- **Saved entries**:
=======
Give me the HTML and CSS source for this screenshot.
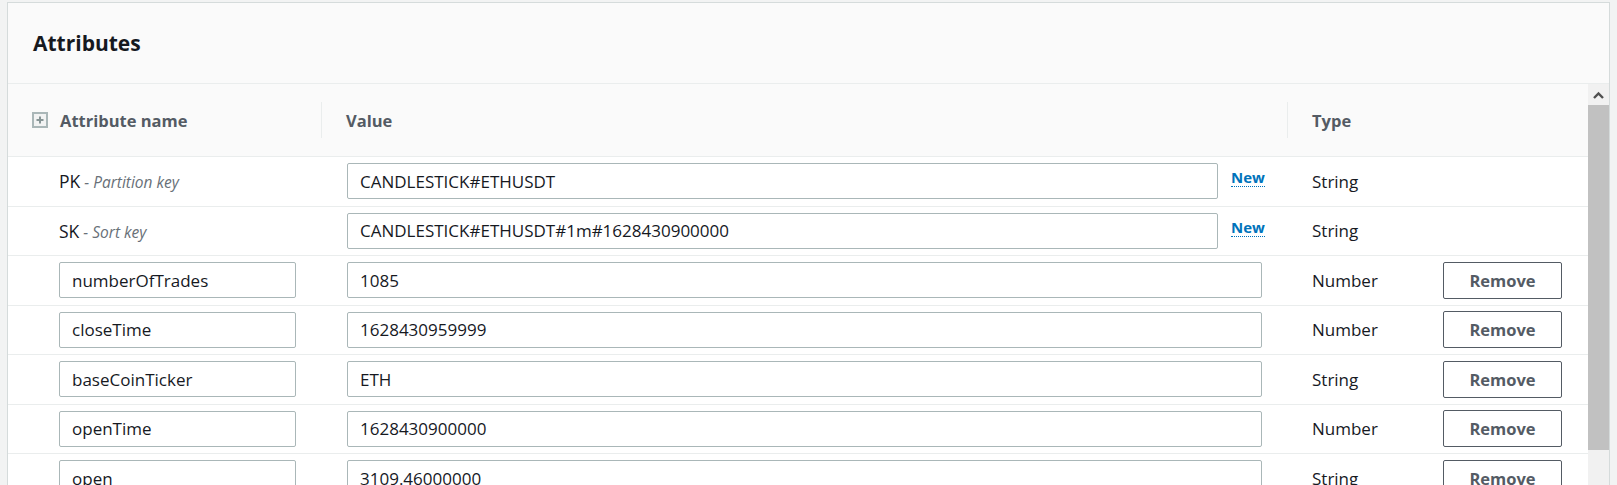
FILE: index.html
```html
<!DOCTYPE html>
<html lang="en">
<head>
<meta charset="utf-8">
<title>Attributes</title>
<link rel="stylesheet" href="styles.css">
</head>
<body>
<div class="card">
  <div class="card-header"><h2>Attributes</h2></div>
  <div class="card-body">
    <div class="table">
      <div class="row head">
        <div class="cell c1">
          <svg class="expand" width="16" height="16" viewBox="0 0 16 16"><rect x="1" y="1" width="14" height="14" fill="#f2f3f3" stroke="#aab7b8" stroke-width="2"/><path d="M8 4.5v7M4.5 8h7" stroke="#879596" stroke-width="2"/></svg>
          <span>Attribute name</span>
        </div>
        <div class="cell c2"><div class="th">Value</div></div>
        <div class="cell c3"><div class="th">Type</div></div>
      </div>

      <div class="row">
        <div class="cell c1"><span class="key">PK</span><span class="keyhint">&nbsp;- Partition key</span></div>
        <div class="cell c2"><input class="inp val short" value="CANDLESTICK#ETHUSDT"><a class="newlink">New</a></div>
        <div class="cell c3"><span class="type">String</span></div>
      </div>
      <div class="row">
        <div class="cell c1"><span class="key">SK</span><span class="keyhint">&nbsp;- Sort key</span></div>
        <div class="cell c2"><input class="inp val short" value="CANDLESTICK#ETHUSDT#1m#1628430900000"><a class="newlink">New</a></div>
        <div class="cell c3"><span class="type">String</span></div>
      </div>
      <div class="row">
        <div class="cell c1"><input class="inp name" value="numberOfTrades"></div>
        <div class="cell c2"><input class="inp val" value="1085"></div>
        <div class="cell c3"><span class="type">Number</span><button class="btn">Remove</button></div>
      </div>
      <div class="row">
        <div class="cell c1"><input class="inp name" value="closeTime"></div>
        <div class="cell c2"><input class="inp val" value="1628430959999"></div>
        <div class="cell c3"><span class="type">Number</span><button class="btn">Remove</button></div>
      </div>
      <div class="row">
        <div class="cell c1"><input class="inp name" value="baseCoinTicker"></div>
        <div class="cell c2"><input class="inp val" value="ETH"></div>
        <div class="cell c3"><span class="type">String</span><button class="btn">Remove</button></div>
      </div>
      <div class="row">
        <div class="cell c1"><input class="inp name" value="openTime"></div>
        <div class="cell c2"><input class="inp val" value="1628430900000"></div>
        <div class="cell c3"><span class="type">Number</span><button class="btn">Remove</button></div>
      </div>
      <div class="row">
        <div class="cell c1"><input class="inp name" value="open"></div>
        <div class="cell c2"><input class="inp val" value="3109.46000000"></div>
        <div class="cell c3"><span class="type">String</span><button class="btn">Remove</button></div>
      </div>
    </div>
    <div class="scrollbar">
      <div class="sb-btn"><svg width="11" height="8" viewBox="0 0 11 8"><path d="M1 7L5.5 2.5L10 7" fill="none" stroke="#505050" stroke-width="2.4"/></svg></div>
      <div class="sb-thumb"></div>
      <div class="sb-track"></div>
    </div>
  </div>
</div>
</body>
</html>
```

FILE: styles.css
```css
html, body {
  margin: 0;
  padding: 0;
}
body {
  background: #f2f3f3;
  font-family: "Open Sans", "Noto Sans", sans-serif;
  color: #16191f;
  font-size: 17px;
  overflow: hidden;
}
.card {
  margin: 2px 7px 0 7px;
  border: 1px solid #d5dbdb;
  border-bottom: none;
  background: #ffffff;
}
.card-header {
  height: 80px;
  background: #fafafa;
  border-bottom: 1px solid #eaeded;
  display: flex;
  align-items: center;
  padding-left: 25px;
}
.card-header h2 {
  margin: 0;
  font-size: 21px;
  font-weight: 700;
  color: #16191f;
}
.card-body {
  display: flex;
  height: 420px;
  overflow: hidden;
}
.table {
  flex: 1;
  display: flex;
  flex-direction: column;
}
.row {
  display: grid;
  grid-template-columns: 313px 966px 1fr;
  height: 49.5px;
  border-bottom: 1px solid #eaeded;
  box-sizing: border-box;
  flex-shrink: 0;
}
.row.head {
  height: 73px;
  background: #fafafa;
}
.cell {
  display: flex;
  align-items: center;
}
.head .cell {
  font-weight: 700;
  color: #545b64;
  font-size: 16.5px;
}
.head .c1 {
  padding-left: 24px;
}
.expand {
  margin-right: 12px;
  flex-shrink: 0;
}
.th {
  height: 36px;
  border-left: 1px solid #eaeded;
  display: flex;
  align-items: center;
  padding-left: 24px;
  flex: 1;
}
.c1 {
  padding-left: 51px;
}
.c2 {
  padding-left: 26px;
}
.c3 {
  padding-left: 25px;
}
.head .c2, .head .c3 {
  padding-left: 0;
}
.key {
  font-size: 17.5px;
}
.keyhint {
  font-style: italic;
  font-size: 15.5px;
  color: #687078;
  padding-top: 2px;
}
.inp {
  box-sizing: border-box;
  height: 36px;
  border: 1px solid #aab7b8;
  border-radius: 2px;
  padding: 0 12px;
  font-family: inherit;
  font-size: 17px;
  color: #16191f;
  background: #fff;
  outline: none;
}
.inp.name {
  width: 237px;
}
.inp.val {
  width: 915px;
}
.inp.val.short {
  width: 871px;
}
.newlink {
  margin-left: 13px;
  color: #0073bb;
  font-weight: 700;
  font-size: 15px;
  text-decoration: none;
  border-bottom: 1px dotted #0073bb;
  line-height: 17px;
  margin-top: -6px;
}
.type {
  width: 131px;
  flex-shrink: 0;
  font-size: 17px;
}
.btn {
  box-sizing: border-box;
  width: 119px;
  height: 37px;
  border: 1px solid #545b64;
  border-radius: 2px;
  background: #fff;
  color: #545b64;
  font-family: inherit;
  font-weight: 700;
  font-size: 16.5px;
  padding: 0;
}
.scrollbar {
  width: 21px;
  flex-shrink: 0;
  display: flex;
  flex-direction: column;
  background: #f1f1f1;
}
.sb-btn {
  flex: none;
  height: 21px;
  display: flex;
  align-items: center;
  justify-content: center;
  background: #f1f1f1;
}
.sb-thumb {
  flex: none;
  height: 345px;
  background: #c1c1c1;
}
.sb-track {
  flex: 1;
  background: #f1f1f1;
}
```
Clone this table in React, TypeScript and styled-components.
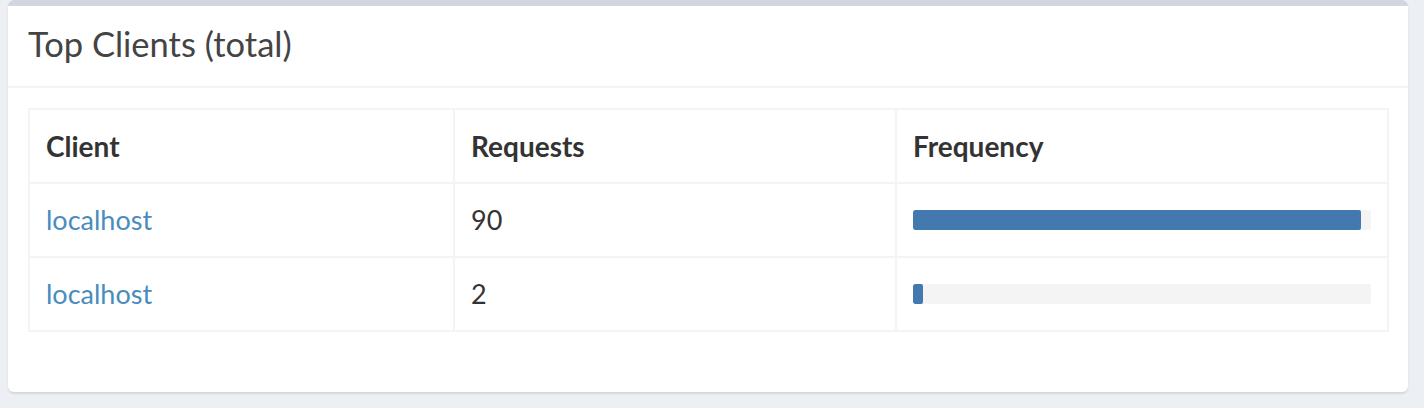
=======
- **Written problem**:
Every record must be copied exactly, with images dropped from the result.

- **Full output**:
Give me the HTML and CSS source for this screenshot.
FILE: index.html
```html
<!DOCTYPE html>
<html lang="en">
<head>
<meta charset="utf-8">
<title>Attributes</title>
<link rel="stylesheet" href="styles.css">
</head>
<body>
<div class="card">
  <div class="card-header"><h2>Attributes</h2></div>
  <div class="card-body">
    <div class="table">
      <div class="row head">
        <div class="cell c1">
          <svg class="expand" width="16" height="16" viewBox="0 0 16 16"><rect x="1" y="1" width="14" height="14" fill="#f2f3f3" stroke="#aab7b8" stroke-width="2"/><path d="M8 4.5v7M4.5 8h7" stroke="#879596" stroke-width="2"/></svg>
          <span>Attribute name</span>
        </div>
        <div class="cell c2"><div class="th">Value</div></div>
        <div class="cell c3"><div class="th">Type</div></div>
      </div>

      <div class="row">
        <div class="cell c1"><span class="key">PK</span><span class="keyhint">&nbsp;- Partition key</span></div>
        <div class="cell c2"><input class="inp val short" value="CANDLESTICK#ETHUSDT"><a class="newlink">New</a></div>
        <div class="cell c3"><span class="type">String</span></div>
      </div>
      <div class="row">
        <div class="cell c1"><span class="key">SK</span><span class="keyhint">&nbsp;- Sort key</span></div>
        <div class="cell c2"><input class="inp val short" value="CANDLESTICK#ETHUSDT#1m#1628430900000"><a class="newlink">New</a></div>
        <div class="cell c3"><span class="type">String</span></div>
      </div>
      <div class="row">
        <div class="cell c1"><input class="inp name" value="numberOfTrades"></div>
        <div class="cell c2"><input class="inp val" value="1085"></div>
        <div class="cell c3"><span class="type">Number</span><button class="btn">Remove</button></div>
      </div>
      <div class="row">
        <div class="cell c1"><input class="inp name" value="closeTime"></div>
        <div class="cell c2"><input class="inp val" value="1628430959999"></div>
        <div class="cell c3"><span class="type">Number</span><button class="btn">Remove</button></div>
      </div>
      <div class="row">
        <div class="cell c1"><input class="inp name" value="baseCoinTicker"></div>
        <div class="cell c2"><input class="inp val" value="ETH"></div>
        <div class="cell c3"><span class="type">String</span><button class="btn">Remove</button></div>
      </div>
      <div class="row">
        <div class="cell c1"><input class="inp name" value="openTime"></div>
        <div class="cell c2"><input class="inp val" value="1628430900000"></div>
        <div class="cell c3"><span class="type">Number</span><button class="btn">Remove</button></div>
      </div>
      <div class="row">
        <div class="cell c1"><input class="inp name" value="open"></div>
        <div class="cell c2"><input class="inp val" value="3109.46000000"></div>
        <div class="cell c3"><span class="type">String</span><button class="btn">Remove</button></div>
      </div>
    </div>
    <div class="scrollbar">
      <div class="sb-btn"><svg width="11" height="8" viewBox="0 0 11 8"><path d="M1 7L5.5 2.5L10 7" fill="none" stroke="#505050" stroke-width="2.4"/></svg></div>
      <div class="sb-thumb"></div>
      <div class="sb-track"></div>
    </div>
  </div>
</div>
</body>
</html>
```

FILE: styles.css
```css
html, body {
  margin: 0;
  padding: 0;
}
body {
  background: #f2f3f3;
  font-family: "Open Sans", "Noto Sans", sans-serif;
  color: #16191f;
  font-size: 17px;
  overflow: hidden;
}
.card {
  margin: 2px 7px 0 7px;
  border: 1px solid #d5dbdb;
  border-bottom: none;
  background: #ffffff;
}
.card-header {
  height: 80px;
  background: #fafafa;
  border-bottom: 1px solid #eaeded;
  display: flex;
  align-items: center;
  padding-left: 25px;
}
.card-header h2 {
  margin: 0;
  font-size: 21px;
  font-weight: 700;
  color: #16191f;
}
.card-body {
  display: flex;
  height: 420px;
  overflow: hidden;
}
.table {
  flex: 1;
  display: flex;
  flex-direction: column;
}
.row {
  display: grid;
  grid-template-columns: 313px 966px 1fr;
  height: 49.5px;
  border-bottom: 1px solid #eaeded;
  box-sizing: border-box;
  flex-shrink: 0;
}
.row.head {
  height: 73px;
  background: #fafafa;
}
.cell {
  display: flex;
  align-items: center;
}
.head .cell {
  font-weight: 700;
  color: #545b64;
  font-size: 16.5px;
}
.head .c1 {
  padding-left: 24px;
}
.expand {
  margin-right: 12px;
  flex-shrink: 0;
}
.th {
  height: 36px;
  border-left: 1px solid #eaeded;
  display: flex;
  align-items: center;
  padding-left: 24px;
  flex: 1;
}
.c1 {
  padding-left: 51px;
}
.c2 {
  padding-left: 26px;
}
.c3 {
  padding-left: 25px;
}
.head .c2, .head .c3 {
  padding-left: 0;
}
.key {
  font-size: 17.5px;
}
.keyhint {
  font-style: italic;
  font-size: 15.5px;
  color: #687078;
  padding-top: 2px;
}
.inp {
  box-sizing: border-box;
  height: 36px;
  border: 1px solid #aab7b8;
  border-radius: 2px;
  padding: 0 12px;
  font-family: inherit;
  font-size: 17px;
  color: #16191f;
  background: #fff;
  outline: none;
}
.inp.name {
  width: 237px;
}
.inp.val {
  width: 915px;
}
.inp.val.short {
  width: 871px;
}
.newlink {
  margin-left: 13px;
  color: #0073bb;
  font-weight: 700;
  font-size: 15px;
  text-decoration: none;
  border-bottom: 1px dotted #0073bb;
  line-height: 17px;
  margin-top: -6px;
}
.type {
  width: 131px;
  flex-shrink: 0;
  font-size: 17px;
}
.btn {
  box-sizing: border-box;
  width: 119px;
  height: 37px;
  border: 1px solid #545b64;
  border-radius: 2px;
  background: #fff;
  color: #545b64;
  font-family: inherit;
  font-weight: 700;
  font-size: 16.5px;
  padding: 0;
}
.scrollbar {
  width: 21px;
  flex-shrink: 0;
  display: flex;
  flex-direction: column;
  background: #f1f1f1;
}
.sb-btn {
  flex: none;
  height: 21px;
  display: flex;
  align-items: center;
  justify-content: center;
  background: #f1f1f1;
}
.sb-thumb {
  flex: none;
  height: 345px;
  background: #c1c1c1;
}
.sb-track {
  flex: 1;
  background: #f1f1f1;
}
```
Clone this table in React, TypeScript and styled-components.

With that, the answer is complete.